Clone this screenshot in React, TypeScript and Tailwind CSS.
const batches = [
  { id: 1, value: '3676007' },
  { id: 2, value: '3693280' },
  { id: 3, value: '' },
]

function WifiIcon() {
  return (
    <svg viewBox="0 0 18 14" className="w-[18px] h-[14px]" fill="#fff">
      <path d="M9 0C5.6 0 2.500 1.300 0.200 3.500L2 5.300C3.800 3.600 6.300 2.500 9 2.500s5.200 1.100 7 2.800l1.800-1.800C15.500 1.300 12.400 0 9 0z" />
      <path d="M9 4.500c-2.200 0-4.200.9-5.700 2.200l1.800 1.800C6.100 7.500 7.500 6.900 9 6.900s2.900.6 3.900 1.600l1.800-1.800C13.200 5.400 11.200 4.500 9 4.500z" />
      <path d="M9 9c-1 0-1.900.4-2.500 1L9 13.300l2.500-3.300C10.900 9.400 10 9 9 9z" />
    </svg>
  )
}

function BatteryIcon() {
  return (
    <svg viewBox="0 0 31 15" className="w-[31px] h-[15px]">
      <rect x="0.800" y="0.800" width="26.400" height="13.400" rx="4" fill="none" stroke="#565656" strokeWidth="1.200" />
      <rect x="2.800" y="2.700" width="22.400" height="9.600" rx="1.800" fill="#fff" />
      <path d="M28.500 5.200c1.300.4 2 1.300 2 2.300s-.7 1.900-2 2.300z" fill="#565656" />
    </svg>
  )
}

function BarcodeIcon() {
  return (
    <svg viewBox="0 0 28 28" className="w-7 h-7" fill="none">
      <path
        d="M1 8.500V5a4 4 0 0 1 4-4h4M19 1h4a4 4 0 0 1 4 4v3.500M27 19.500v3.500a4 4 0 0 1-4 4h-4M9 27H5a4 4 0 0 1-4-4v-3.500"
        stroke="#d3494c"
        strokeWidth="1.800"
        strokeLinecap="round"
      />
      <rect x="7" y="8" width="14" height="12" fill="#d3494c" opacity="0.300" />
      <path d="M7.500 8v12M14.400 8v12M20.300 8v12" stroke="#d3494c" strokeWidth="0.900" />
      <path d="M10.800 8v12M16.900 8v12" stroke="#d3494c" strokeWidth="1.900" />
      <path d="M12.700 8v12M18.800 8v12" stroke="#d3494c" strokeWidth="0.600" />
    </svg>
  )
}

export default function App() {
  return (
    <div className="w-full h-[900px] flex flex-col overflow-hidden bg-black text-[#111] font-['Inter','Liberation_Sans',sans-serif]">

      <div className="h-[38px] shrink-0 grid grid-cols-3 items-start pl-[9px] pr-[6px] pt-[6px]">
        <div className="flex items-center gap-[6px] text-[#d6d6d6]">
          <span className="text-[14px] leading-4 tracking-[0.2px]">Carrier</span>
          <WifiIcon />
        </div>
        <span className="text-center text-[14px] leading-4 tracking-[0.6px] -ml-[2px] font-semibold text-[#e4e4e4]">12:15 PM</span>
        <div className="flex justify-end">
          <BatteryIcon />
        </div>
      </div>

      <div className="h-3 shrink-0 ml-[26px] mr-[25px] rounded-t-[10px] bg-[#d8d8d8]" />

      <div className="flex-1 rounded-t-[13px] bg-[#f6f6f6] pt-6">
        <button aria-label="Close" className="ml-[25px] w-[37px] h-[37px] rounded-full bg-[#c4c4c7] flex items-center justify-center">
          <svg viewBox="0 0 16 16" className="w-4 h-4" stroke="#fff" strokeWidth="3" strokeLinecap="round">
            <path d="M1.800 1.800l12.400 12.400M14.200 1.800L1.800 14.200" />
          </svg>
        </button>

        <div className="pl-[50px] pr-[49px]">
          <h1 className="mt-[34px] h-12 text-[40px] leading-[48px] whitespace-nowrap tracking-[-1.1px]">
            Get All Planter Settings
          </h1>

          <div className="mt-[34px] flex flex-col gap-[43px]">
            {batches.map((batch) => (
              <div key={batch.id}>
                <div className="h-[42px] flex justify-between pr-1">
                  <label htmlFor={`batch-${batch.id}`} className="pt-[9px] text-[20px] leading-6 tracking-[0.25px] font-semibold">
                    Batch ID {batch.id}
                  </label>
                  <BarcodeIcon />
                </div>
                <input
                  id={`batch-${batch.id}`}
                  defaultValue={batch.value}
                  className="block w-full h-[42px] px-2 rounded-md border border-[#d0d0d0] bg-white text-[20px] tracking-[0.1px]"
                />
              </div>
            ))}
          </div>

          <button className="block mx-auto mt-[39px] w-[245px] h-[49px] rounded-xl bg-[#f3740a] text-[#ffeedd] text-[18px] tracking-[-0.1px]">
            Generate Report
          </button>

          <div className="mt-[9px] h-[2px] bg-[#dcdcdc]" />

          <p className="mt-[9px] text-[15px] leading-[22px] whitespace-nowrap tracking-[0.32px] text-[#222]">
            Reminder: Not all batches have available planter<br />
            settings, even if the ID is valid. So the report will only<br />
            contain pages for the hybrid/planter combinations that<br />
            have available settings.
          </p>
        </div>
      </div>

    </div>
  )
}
═══
- GOAL -
Repeat the listing exactly, from its first line to its last.

- CORRECT OUTPUT -
Clone this screenshot in React, TypeScript and Tailwind CSS.
const batches = [
  { id: 1, value: '3676007' },
  { id: 2, value: '3693280' },
  { id: 3, value: '' },
]

function WifiIcon() {
  return (
    <svg viewBox="0 0 18 14" className="w-[18px] h-[14px]" fill="#fff">
      <path d="M9 0C5.6 0 2.500 1.300 0.200 3.500L2 5.300C3.800 3.600 6.300 2.500 9 2.500s5.200 1.100 7 2.800l1.800-1.800C15.500 1.300 12.400 0 9 0z" />
      <path d="M9 4.500c-2.200 0-4.200.9-5.700 2.200l1.800 1.800C6.100 7.500 7.500 6.900 9 6.900s2.900.6 3.900 1.600l1.800-1.800C13.200 5.400 11.200 4.500 9 4.500z" />
      <path d="M9 9c-1 0-1.900.4-2.500 1L9 13.300l2.500-3.300C10.900 9.400 10 9 9 9z" />
    </svg>
  )
}

function BatteryIcon() {
  return (
    <svg viewBox="0 0 31 15" className="w-[31px] h-[15px]">
      <rect x="0.800" y="0.800" width="26.400" height="13.400" rx="4" fill="none" stroke="#565656" strokeWidth="1.200" />
      <rect x="2.800" y="2.700" width="22.400" height="9.600" rx="1.800" fill="#fff" />
      <path d="M28.500 5.200c1.300.4 2 1.300 2 2.300s-.7 1.900-2 2.300z" fill="#565656" />
    </svg>
  )
}

function BarcodeIcon() {
  return (
    <svg viewBox="0 0 28 28" className="w-7 h-7" fill="none">
      <path
        d="M1 8.500V5a4 4 0 0 1 4-4h4M19 1h4a4 4 0 0 1 4 4v3.500M27 19.500v3.500a4 4 0 0 1-4 4h-4M9 27H5a4 4 0 0 1-4-4v-3.500"
        stroke="#d3494c"
        strokeWidth="1.800"
        strokeLinecap="round"
      />
      <rect x="7" y="8" width="14" height="12" fill="#d3494c" opacity="0.300" />
      <path d="M7.500 8v12M14.400 8v12M20.300 8v12" stroke="#d3494c" strokeWidth="0.900" />
      <path d="M10.800 8v12M16.900 8v12" stroke="#d3494c" strokeWidth="1.900" />
      <path d="M12.700 8v12M18.800 8v12" stroke="#d3494c" strokeWidth="0.600" />
    </svg>
  )
}

export default function App() {
  return (
    <div className="w-full h-[900px] flex flex-col overflow-hidden bg-black text-[#111] font-['Inter','Liberation_Sans',sans-serif]">

      <div className="h-[38px] shrink-0 grid grid-cols-3 items-start pl-[9px] pr-[6px] pt-[6px]">
        <div className="flex items-center gap-[6px] text-[#d6d6d6]">
          <span className="text-[14px] leading-4 tracking-[0.2px]">Carrier</span>
          <WifiIcon />
        </div>
        <span className="text-center text-[14px] leading-4 tracking-[0.6px] -ml-[2px] font-semibold text-[#e4e4e4]">12:15 PM</span>
        <div className="flex justify-end">
          <BatteryIcon />
        </div>
      </div>

      <div className="h-3 shrink-0 ml-[26px] mr-[25px] rounded-t-[10px] bg-[#d8d8d8]" />

      <div className="flex-1 rounded-t-[13px] bg-[#f6f6f6] pt-6">
        <button aria-label="Close" className="ml-[25px] w-[37px] h-[37px] rounded-full bg-[#c4c4c7] flex items-center justify-center">
          <svg viewBox="0 0 16 16" className="w-4 h-4" stroke="#fff" strokeWidth="3" strokeLinecap="round">
            <path d="M1.800 1.800l12.400 12.400M14.200 1.800L1.800 14.200" />
          </svg>
        </button>

        <div className="pl-[50px] pr-[49px]">
          <h1 className="mt-[34px] h-12 text-[40px] leading-[48px] whitespace-nowrap tracking-[-1.1px]">
            Get All Planter Settings
          </h1>

          <div className="mt-[34px] flex flex-col gap-[43px]">
            {batches.map((batch) => (
              <div key={batch.id}>
                <div className="h-[42px] flex justify-between pr-1">
                  <label htmlFor={`batch-${batch.id}`} className="pt-[9px] text-[20px] leading-6 tracking-[0.25px] font-semibold">
                    Batch ID {batch.id}
                  </label>
                  <BarcodeIcon />
                </div>
                <input
                  id={`batch-${batch.id}`}
                  defaultValue={batch.value}
                  className="block w-full h-[42px] px-2 rounded-md border border-[#d0d0d0] bg-white text-[20px] tracking-[0.1px]"
                />
              </div>
            ))}
          </div>

          <button className="block mx-auto mt-[39px] w-[245px] h-[49px] rounded-xl bg-[#f3740a] text-[#ffeedd] text-[18px] tracking-[-0.1px]">
            Generate Report
          </button>

          <div className="mt-[9px] h-[2px] bg-[#dcdcdc]" />

          <p className="mt-[9px] text-[15px] leading-[22px] whitespace-nowrap tracking-[0.32px] text-[#222]">
            Reminder: Not all batches have available planter<br />
            settings, even if the ID is valid. So the report will only<br />
            contain pages for the hybrid/planter combinations that<br />
            have available settings.
          </p>
        </div>
      </div>

    </div>
  )
}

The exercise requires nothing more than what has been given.